Studio album by Vilija Matačiūnaitė
- Released: 27 October 2006
- Recorded: 2005–2006
- Genre: Pop; rock;
- Length: 40 min
- Label: Hitas
- Producer: Modestas Karnaševičius

Vilija Matačiūnaitė chronology
|  | Mylėk (2006) | Attention! (2014) |

Singles from Mylėk
- "Spjaudau Sau Ir Gaudau" Released: 2005; "Kvailys" Released: 2005; "Mylėk" Released: 2005; "Alkana Širdis" Released: 2006; "Žiogai" Released: 2006;

= Mylėk =

Mylėk (eng. "love") is the debut studio album by Lithuanian singer Vilija Matačiūnaitė. The album was released on 27 October 2006 through the label Hitas.

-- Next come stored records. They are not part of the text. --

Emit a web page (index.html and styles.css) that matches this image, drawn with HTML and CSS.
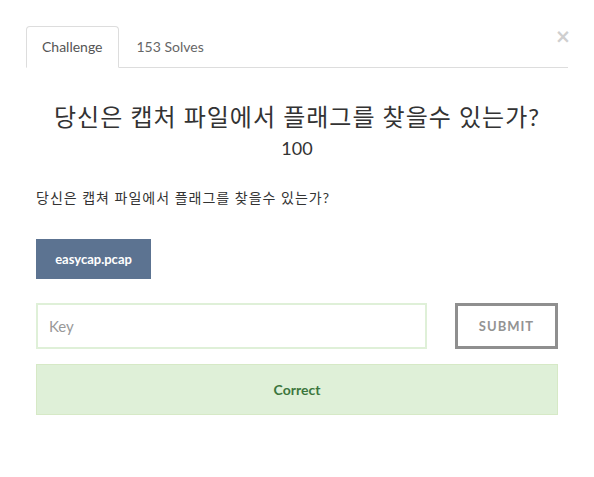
FILE: index.html
```html
<!DOCTYPE html>
<html lang="ko">
<head>
<meta charset="utf-8">
<title>Challenge</title>
<link rel="stylesheet" href="styles.css">
</head>
<body>
<div class="modal">
  <span class="close">&times;</span>
  <ul class="tabs">
    <li class="tab active">Challenge</li>
    <li class="tab">153 Solves</li>
  </ul>
  <div class="content">
    <h2 class="name">당신은 캡처 파일에서 플래그를 찾을수 있는가?</h2>
    <h4 class="value">100</h4>
    <p class="desc">당신은 캡쳐 파일에서 플래그를 찾을수 있는가?</p>
    <div class="files"><a class="file">easycap.pcap</a></div>
    <div class="submit-row">
      <input class="key" type="text" placeholder="Key">
      <button class="submit">Submit</button>
    </div>
    <div class="alert">Correct</div>
  </div>
</div>
</body>
</html>
```

FILE: styles.css
```css
* { box-sizing: border-box; }
html, body { margin: 0; background: #fff; }
body {
  font-family: Lato, "Noto Sans CJK KR", sans-serif;
  color: #333;
}
.modal {
  position: relative;
  width: 542px;
  margin-left: 26px;
  padding-top: 26px;
}
.close {
  position: absolute;
  right: -3px;
  top: 27px;
  font-size: 19px;
  font-weight: 700;
  line-height: 1;
  color: #cfcfcf;
  font-family: "DejaVu Sans", sans-serif;
}
.tabs {
  display: flex;
  list-style: none;
  margin: 0;
  padding: 0;
  border-bottom: 1px solid #ddd;
  height: 42px;
}
.tab {
  margin-right: 2px;
  padding: 10px 15px;
  font-size: 14px;
  line-height: 20px;
  color: #666;
  border: 1px solid transparent;
  border-radius: 4px 4px 0 0;
  height: 42px;
}
.tab.active {
  color: #555;
  background: #fff;
  border-color: #ddd #ddd transparent;
}
.content {
  padding: 0 10px;
}
.name {
  margin: 34px 0 0;
  font-size: 24px;
  line-height: 29px;
  font-weight: 400;
  letter-spacing: 1px;
  text-align: center;
  color: #333;
}
.value {
  margin: 7px 0 0;
  font-size: 18px;
  line-height: 20px;
  font-weight: 400;
  text-align: center;
  color: #333;
}
.desc {
  margin: 30px 0 0;
  font-size: 14px;
  line-height: 20px;
  letter-spacing: 1px;
}
.files {
  margin-top: 31px;
}
.file {
  display: inline-block;
  width: 115px;
  height: 40px;
  line-height: 40px;
  text-align: center;
  background: #5c7391;
  color: #fff;
  font-weight: 700;
  font-size: 13px;
}
.submit-row {
  margin-top: 24px;
  display: flex;
  justify-content: space-between;
}
.key {
  width: 391px;
  height: 46px;
  border: 2px solid #dff0d8;
  padding: 0 11px;
  font-family: Lato, sans-serif;
  font-size: 15px;
  color: #555;
  outline: none;
}
.key::placeholder { color: #999; }
.submit {
  width: 103px;
  height: 46px;
  border: 3px solid #8f8f8f;
  background: #fff;
  color: #939393;
  font-family: Lato, sans-serif;
  font-weight: 700;
  font-size: 13px;
  letter-spacing: 1px;
  text-transform: uppercase;
}
.alert {
  margin-top: 15px;
  height: 51px;
  line-height: 49px;
  background: #dff0d8;
  border: 1px solid #d6e9c6;
  color: #3c763d;
  font-weight: 700;
  font-size: 14px;
  text-align: center;
}
```
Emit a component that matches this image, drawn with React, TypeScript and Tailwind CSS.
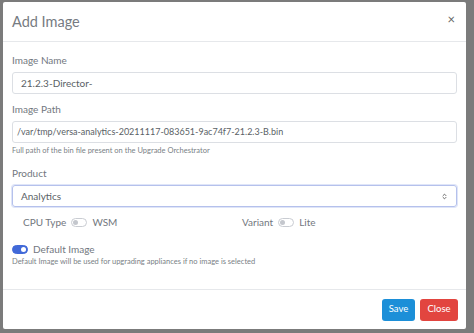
import { ChevronsUpDown } from "lucide-react";

function Toggle({ on = false }: { on?: boolean }) {
  return (
    <span
      className={
        "relative inline-flex h-[9px] w-[16px] shrink-0 items-center rounded-full border " +
        (on ? "border-[#4169d8] bg-[#4169d8]" : "border-[#c9ccd2] bg-white")
      }
    >
      <span
        className={
          "absolute h-[5px] w-[5px] rounded-full " +
          (on ? "right-[1px] bg-white" : "left-[1px] bg-[#c4c7cd]")
        }
      />
    </span>
  );
}

export default function App() {
  return (
    <div
      className="h-[333px] w-[474px] bg-[#7b7b7b] pl-[3px] pt-[2px]"
      style={{ fontFamily: 'Lato, "Open Sans", sans-serif' }}
    >
      <div className="flex h-[327px] w-[463px] flex-col rounded-[2px] bg-white">
        <div className="flex h-[40px] items-center justify-between border-b border-[#e6e8eb] pl-[9px] pr-[11px]">
          <h2 className="text-[14.5px] text-[#767b82]">Add Image</h2>
          <span className="-mt-[4px] text-[13px] leading-none text-[#666]">×</span>
        </div>

        <div className="flex-1 px-[9px] pt-[11px] text-[#72777e]">
          <label className="block text-[10px] leading-[14px]">Image Name</label>
          <div className="mt-[5px] flex h-[22px] items-center rounded-[3px] border border-[#dcdfe4] px-[8px] text-[10px] text-[#5a5f66]">
            21.2.3-Director-
          </div>

          <label className="mt-[8px] block text-[10px] leading-[14px]">Image Path</label>
          <div className="mt-[5px] flex h-[22px] items-center rounded-[3px] border border-[#dcdfe4] px-[4px] text-[9px] text-[#5a5f66]">
            /var/tmp/versa-analytics-20211117-083651-9ac74f7-21.2.3-B.bin
          </div>
          <p className="mt-[3px] text-[7.5px] leading-[10px] text-[#7a7f86]">
            Full path of the bin file present on the Upgrade Orchestrator
          </p>

          <label className="mt-[10px] block text-[10px] leading-[14px]">Product</label>
          <div className="mt-[5px] flex h-[22px] items-center justify-between rounded-[3px] border border-[#b5c1ec] px-[8px] text-[10px] text-[#5a5f66] shadow-[0_0_0_1px_#dfe5f8]">
            <span>Analytics</span>
            <ChevronsUpDown size={7} strokeWidth={3} className="text-[#555]" />
          </div>

          <div className="mt-[8px] grid grid-cols-2 pl-[11px] text-[10px] leading-[14px]">
            <div className="flex items-center gap-[5px]">
              <span>CPU Type</span>
              <Toggle />
              <span>WSM</span>
            </div>
            <div className="flex items-center gap-[5px] pl-[2px]">
              <span>Variant</span>
              <Toggle />
              <span>Lite</span>
            </div>
          </div>

          <div className="mt-[13px] flex items-center gap-[5px] text-[10px] leading-[14px]">
            <Toggle on />
            <span>Default Image</span>
          </div>
          <p className="mt-[1px] text-[7.5px] leading-[10px] text-[#7a7f86]">
            Default Image will be used for upgrading appliances if no image is selected
          </p>
        </div>

        <div className="flex h-[40px] items-center justify-end gap-[5px] border-t border-[#e6e8eb] pr-[8px]">
          <button className="h-[22px] w-[33px] rounded-[3px] bg-[#1c8fd8] text-[9.5px] text-white">Save</button>
          <button className="h-[22px] w-[38px] rounded-[3px] bg-[#e2453f] text-[9.5px] text-white">Close</button>
        </div>
      </div>
    </div>
  );
}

In 2005, she achieved wide recognition by participating in the Eurovision Song Contest-preselection and in the first season of a successful local LNK television music competition franchise Kelias į žvaigždes, where she became the runner-up. In 2006 she also hosted in a national radio station "Lietus" and eventually promoted her debut album.

==Commercial performance==
The album reached "platinum" status in Lithuania.

==Track listing==
The album includes studio versions of seven songs, that were already performed in Kelias į žvaigždes. Five songs were new compositions.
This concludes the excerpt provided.